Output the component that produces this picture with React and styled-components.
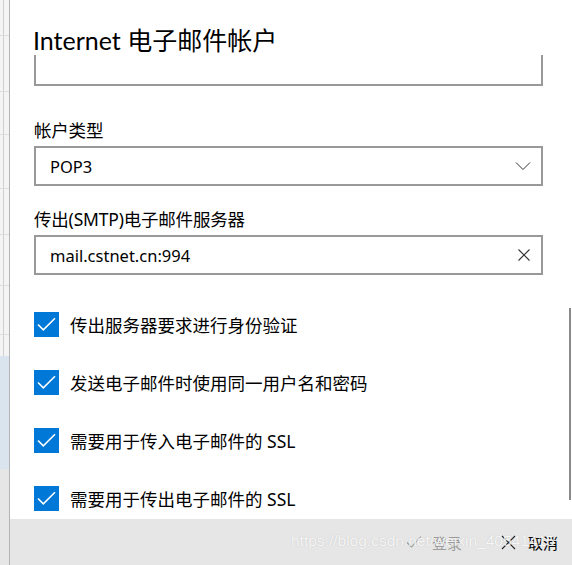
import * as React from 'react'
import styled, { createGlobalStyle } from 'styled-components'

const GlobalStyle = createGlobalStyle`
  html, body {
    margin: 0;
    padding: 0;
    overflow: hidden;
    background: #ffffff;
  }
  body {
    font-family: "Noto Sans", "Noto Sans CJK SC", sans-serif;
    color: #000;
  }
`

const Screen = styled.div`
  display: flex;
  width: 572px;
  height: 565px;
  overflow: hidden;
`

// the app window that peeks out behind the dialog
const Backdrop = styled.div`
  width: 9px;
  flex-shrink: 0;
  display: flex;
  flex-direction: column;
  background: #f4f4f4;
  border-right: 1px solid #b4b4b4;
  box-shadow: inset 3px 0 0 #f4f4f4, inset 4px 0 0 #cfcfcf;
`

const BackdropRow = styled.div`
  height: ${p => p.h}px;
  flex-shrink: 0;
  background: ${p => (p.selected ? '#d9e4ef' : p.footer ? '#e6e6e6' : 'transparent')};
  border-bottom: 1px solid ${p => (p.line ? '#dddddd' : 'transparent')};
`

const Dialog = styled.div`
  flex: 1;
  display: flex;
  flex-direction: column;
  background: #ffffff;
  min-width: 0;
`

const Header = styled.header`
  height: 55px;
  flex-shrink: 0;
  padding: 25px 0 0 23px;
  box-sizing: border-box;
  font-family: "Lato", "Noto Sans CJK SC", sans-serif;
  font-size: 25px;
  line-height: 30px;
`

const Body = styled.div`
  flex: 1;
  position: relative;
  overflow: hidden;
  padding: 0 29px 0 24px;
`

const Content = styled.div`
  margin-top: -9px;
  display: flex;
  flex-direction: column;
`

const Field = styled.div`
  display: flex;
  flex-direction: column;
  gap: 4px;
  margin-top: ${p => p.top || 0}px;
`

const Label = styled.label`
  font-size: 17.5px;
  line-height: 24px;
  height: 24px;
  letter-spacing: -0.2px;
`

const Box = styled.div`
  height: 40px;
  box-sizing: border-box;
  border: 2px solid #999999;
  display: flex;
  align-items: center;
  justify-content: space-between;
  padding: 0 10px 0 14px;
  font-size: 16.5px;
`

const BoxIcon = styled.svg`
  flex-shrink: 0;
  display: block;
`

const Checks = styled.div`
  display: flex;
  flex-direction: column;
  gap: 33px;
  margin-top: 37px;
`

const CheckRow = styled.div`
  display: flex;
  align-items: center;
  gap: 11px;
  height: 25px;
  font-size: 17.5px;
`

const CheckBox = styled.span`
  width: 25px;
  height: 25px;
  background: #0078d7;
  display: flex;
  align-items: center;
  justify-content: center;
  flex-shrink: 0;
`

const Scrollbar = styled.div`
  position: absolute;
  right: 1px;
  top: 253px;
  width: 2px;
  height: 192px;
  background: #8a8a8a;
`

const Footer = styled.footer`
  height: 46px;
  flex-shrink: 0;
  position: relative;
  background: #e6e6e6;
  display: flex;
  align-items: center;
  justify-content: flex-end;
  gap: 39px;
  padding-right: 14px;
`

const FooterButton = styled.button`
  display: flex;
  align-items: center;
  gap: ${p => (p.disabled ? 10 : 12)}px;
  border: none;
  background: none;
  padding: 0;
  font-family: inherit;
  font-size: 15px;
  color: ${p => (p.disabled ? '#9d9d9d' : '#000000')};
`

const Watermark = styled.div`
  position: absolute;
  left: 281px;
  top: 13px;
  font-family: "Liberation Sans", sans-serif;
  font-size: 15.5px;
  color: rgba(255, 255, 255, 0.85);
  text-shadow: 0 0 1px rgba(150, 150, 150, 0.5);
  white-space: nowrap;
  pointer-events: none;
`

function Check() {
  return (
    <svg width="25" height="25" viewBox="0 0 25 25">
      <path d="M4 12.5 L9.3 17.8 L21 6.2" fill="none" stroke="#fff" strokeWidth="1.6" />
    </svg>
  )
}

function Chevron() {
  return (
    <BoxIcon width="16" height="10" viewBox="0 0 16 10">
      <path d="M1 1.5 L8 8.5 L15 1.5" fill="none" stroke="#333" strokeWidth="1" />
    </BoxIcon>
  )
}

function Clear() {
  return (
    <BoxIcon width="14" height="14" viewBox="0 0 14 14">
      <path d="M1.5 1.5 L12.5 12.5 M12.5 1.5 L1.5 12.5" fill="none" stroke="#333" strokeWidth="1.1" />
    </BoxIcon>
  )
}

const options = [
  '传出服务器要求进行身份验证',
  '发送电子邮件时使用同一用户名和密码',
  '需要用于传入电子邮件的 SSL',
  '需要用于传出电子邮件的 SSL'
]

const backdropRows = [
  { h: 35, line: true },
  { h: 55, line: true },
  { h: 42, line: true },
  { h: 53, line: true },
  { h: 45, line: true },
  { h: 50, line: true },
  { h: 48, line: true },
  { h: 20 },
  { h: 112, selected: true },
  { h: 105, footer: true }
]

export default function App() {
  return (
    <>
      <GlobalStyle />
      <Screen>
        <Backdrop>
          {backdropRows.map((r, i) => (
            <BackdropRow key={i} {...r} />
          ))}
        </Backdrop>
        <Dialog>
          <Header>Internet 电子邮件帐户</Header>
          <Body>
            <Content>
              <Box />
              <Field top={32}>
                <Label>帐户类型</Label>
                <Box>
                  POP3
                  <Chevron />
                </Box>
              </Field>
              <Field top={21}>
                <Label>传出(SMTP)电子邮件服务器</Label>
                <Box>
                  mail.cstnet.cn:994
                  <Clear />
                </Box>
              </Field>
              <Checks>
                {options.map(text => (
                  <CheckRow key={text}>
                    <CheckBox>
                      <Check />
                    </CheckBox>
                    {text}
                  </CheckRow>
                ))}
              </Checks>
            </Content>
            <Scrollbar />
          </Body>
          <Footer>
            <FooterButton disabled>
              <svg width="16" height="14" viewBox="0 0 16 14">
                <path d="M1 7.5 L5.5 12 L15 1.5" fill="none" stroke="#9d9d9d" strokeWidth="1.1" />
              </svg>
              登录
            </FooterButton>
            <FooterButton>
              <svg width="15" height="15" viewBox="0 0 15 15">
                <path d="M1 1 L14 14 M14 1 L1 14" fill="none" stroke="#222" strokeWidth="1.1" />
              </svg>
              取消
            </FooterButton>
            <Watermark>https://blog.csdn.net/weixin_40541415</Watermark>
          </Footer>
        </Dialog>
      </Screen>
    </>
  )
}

★ ★ ★

(Exercise directions):
Where a line in the material above holds "React", copy that line.

(Finished exercise):
Output the component that produces this picture with React and styled-components.
import * as React from 'react'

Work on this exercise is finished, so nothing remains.